An end-of-terrace extension to a home in Glasgow might not be the most obvious gathering space for the local community, but Studio Kāp’s decision not to prescribe its use too specifically has created the dining room its client initially asked for: It is a prayer space, a room of counsel, an area for community meals, a homework desk, a dining room. Safe to say, the architects were thrilled about this outcome.

Three adults sitting and talking in a large corner window seat of a room with wooden walls and ceiling
A community space in a private home in Glasgow, designed by Studio Kāp. (Photo: Jim Stephenson)


Years ago in Wrexham, whilst interviewing Sarah Featherstone of the architecture practice Featherstone Young for a film I was making about one of its projects—an art venue, market, and community space called Tŷ Pawb—she introduced me to its “baggy space” concept.
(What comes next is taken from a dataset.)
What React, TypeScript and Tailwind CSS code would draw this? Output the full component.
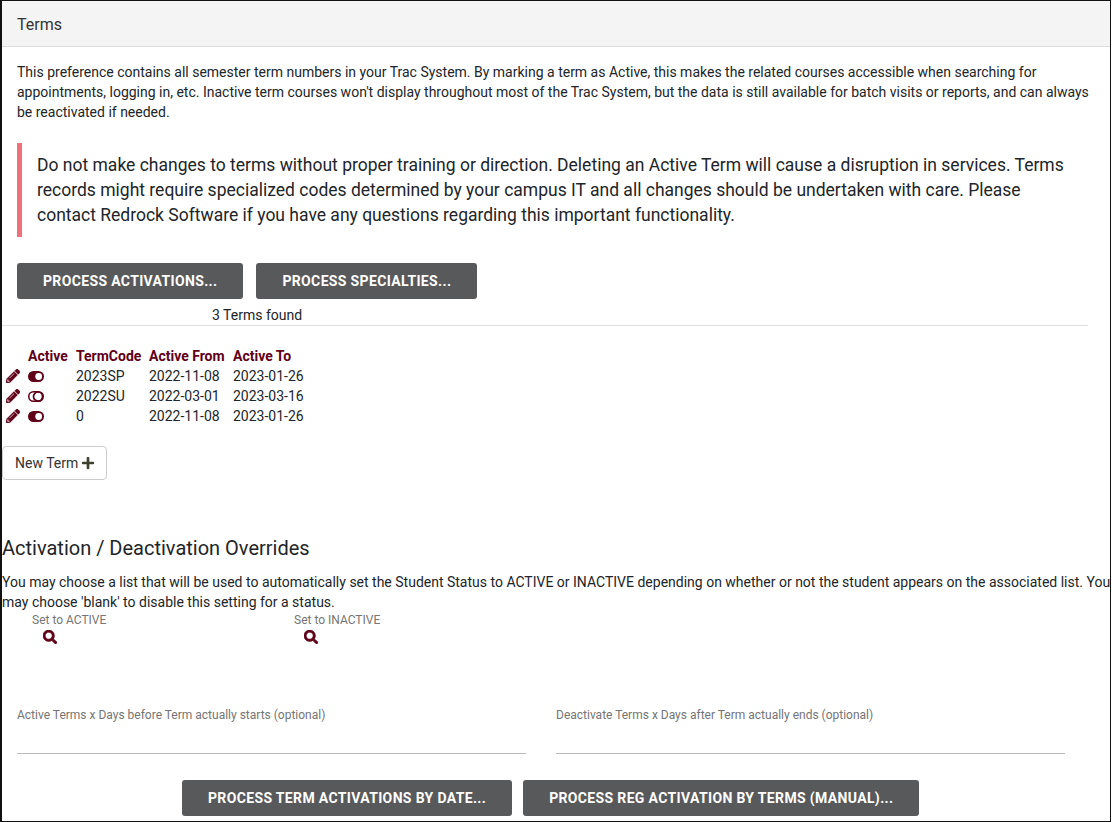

Here was an idea, practical in its application, that explicitly said to the occupants of a building, “Here, it’s yours, you can do whatever you like with it.”

Dark blue birthday balloon that has floated up to the ceiling of the Sands End Arts and Community Centre
The ghost of birthday parties past at Sands End Arts and Community Centre, designed by Mae Architects. (Photo: Jim Stephenson)


This has stuck with me. And I’m becoming increasingly convinced that the joy I find in the helium balloon clinging to the ceiling at Glasgow’s Kinning Park or at London’s Sands End Arts and Community Centre, or at the graffitied heart of Somerset’s East Quay—all mess, all signs of resistance to the styled and preened—are signs the building is loved. Signs that it does the job it’s supposed to for a person or group of people who feel comfortable enough there, who have been afforded enough agency, to make it their own.


An exhibition of Stephenson’s work, presented as a dual-screen film installation and titled “The Architect Has Left the Building,” is on view at Newcastle University’s Farrell Centre through February 25. It was previously on view at the Royal Institute of British Architects, which commissioned the project.

This story was written with Stephenson’s long-term creative partner and wife, Sofia-Kathryn Smith.